Another survivor, Ibrahim Gambo, told Premium Times that he did not know what happened to his wife and daughter. The 25-year-old truck driver said he was part of a civilian militia that initially fought Boko Haram gunmen but was eventually overpowered after promised help from the military did not arrive.

"We came across many dead bodies, some in groups and others by themselves in the bush," Gambo said. "I saw dead children and women, and even a pregnant woman with her stomach slit open."

Nigeria's home-grown Boko Haram group drew international condemnation when its fighters kidnapped 276 schoolgirls from a boarding school in northeast Chibok town last year. Dozens escaped but 219 remain missing.

Amnesty International has described the killing at Baga as possibly the deadliest attack in the history of Boko Haram, which was founded more than a decade ago.

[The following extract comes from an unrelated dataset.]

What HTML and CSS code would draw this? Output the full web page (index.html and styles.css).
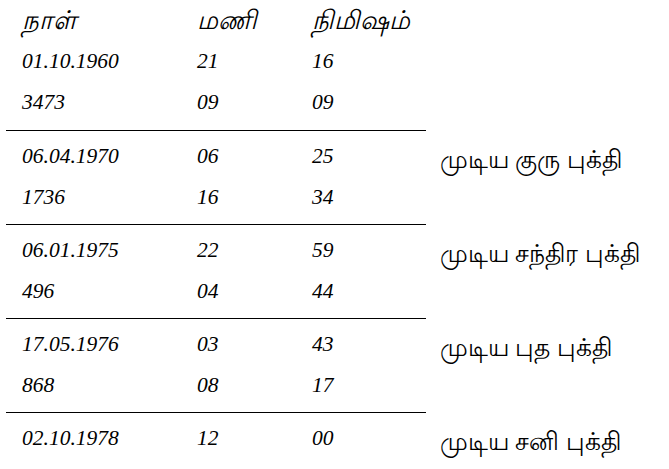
FILE: index.html
```html
<!DOCTYPE html>
<html lang="en">
<head>
<meta charset="utf-8">
<title>புக்தி</title>
<link rel="stylesheet" href="styles.css">
</head>
<body>
<div class="sheet">
  <div class="group first">
    <div class="cells">
      <div class="row head"><span lang="ta">நாள்</span><span lang="ta">மணி</span><span lang="ta">நிமிஷம்</span></div>
      <div class="row"><span>01.10.1960</span><span>21</span><span>16</span></div>
      <div class="row"><span>3473</span><span>09</span><span>09</span></div>
    </div>
  </div>
  <div class="group">
    <div class="cells">
      <div class="row"><span>06.04.1970</span><span>06</span><span>25</span></div>
      <div class="row"><span>1736</span><span>16</span><span>34</span></div>
    </div>
    <div class="note" lang="ta">முடிய குரு புக்தி</div>
  </div>
  <div class="group">
    <div class="cells">
      <div class="row"><span>06.01.1975</span><span>22</span><span>59</span></div>
      <div class="row"><span>496</span><span>04</span><span>44</span></div>
    </div>
    <div class="note" lang="ta">முடிய சந்திர புக்தி</div>
  </div>
  <div class="group">
    <div class="cells">
      <div class="row"><span>17.05.1976</span><span>03</span><span>43</span></div>
      <div class="row"><span>868</span><span>08</span><span>17</span></div>
    </div>
    <div class="note" lang="ta">முடிய புத புக்தி</div>
  </div>
  <div class="group">
    <div class="cells">
      <div class="row"><span>02.10.1978</span><span>12</span><span>00</span></div>
    </div>
    <div class="note" lang="ta">முடிய சனி புக்தி</div>
  </div>
</div>
</body>
</html>
```
FILE: styles.css
```css
html, body {
  margin: 0;
  padding: 0;
  background: #fff;
  color: #000;
}
.sheet {
  width: 669px;
  font-family: "Liberation Serif", "Times New Roman", serif;
  font-size: 21.5px;
  font-style: italic;
}
.group {
  display: flex;
  align-items: flex-start;
}
.cells {
  width: 420px;
  margin-left: 6px;
  border-top: 1px solid #000;
  padding: 5px 0 6px;
}
.group.first .cells {
  border-top: none;
  padding: 0 0 7px;
}
.row {
  display: grid;
  grid-template-columns: 175px 115px auto;
  padding-left: 16px;
  height: 41px;
  line-height: 41px;
}
.head span {
  font-size: 26px;
}
.note {
  margin-left: 14px;
  padding-top: 9px;
  font-style: normal;
  font-size: 25px;
  line-height: 41px;
  white-space: nowrap;
}
```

"We're still working to try and find out exactly what happened and how many were killed," said Daniel Eyre, Nigeria researcher for the human rights group. Thousands of people fled their homes around Baga, and some crossed the border into Chad, he said.

Boko Haram has remained in "continuous control" of Baga since it attacked on Jan. 3, Eyre said.

The Nigerian military said in a statement that 14 soldiers were killed and 30 were wounded in the Baga attack, and that it was making a plan to restore "law, order and normalcy" to the area.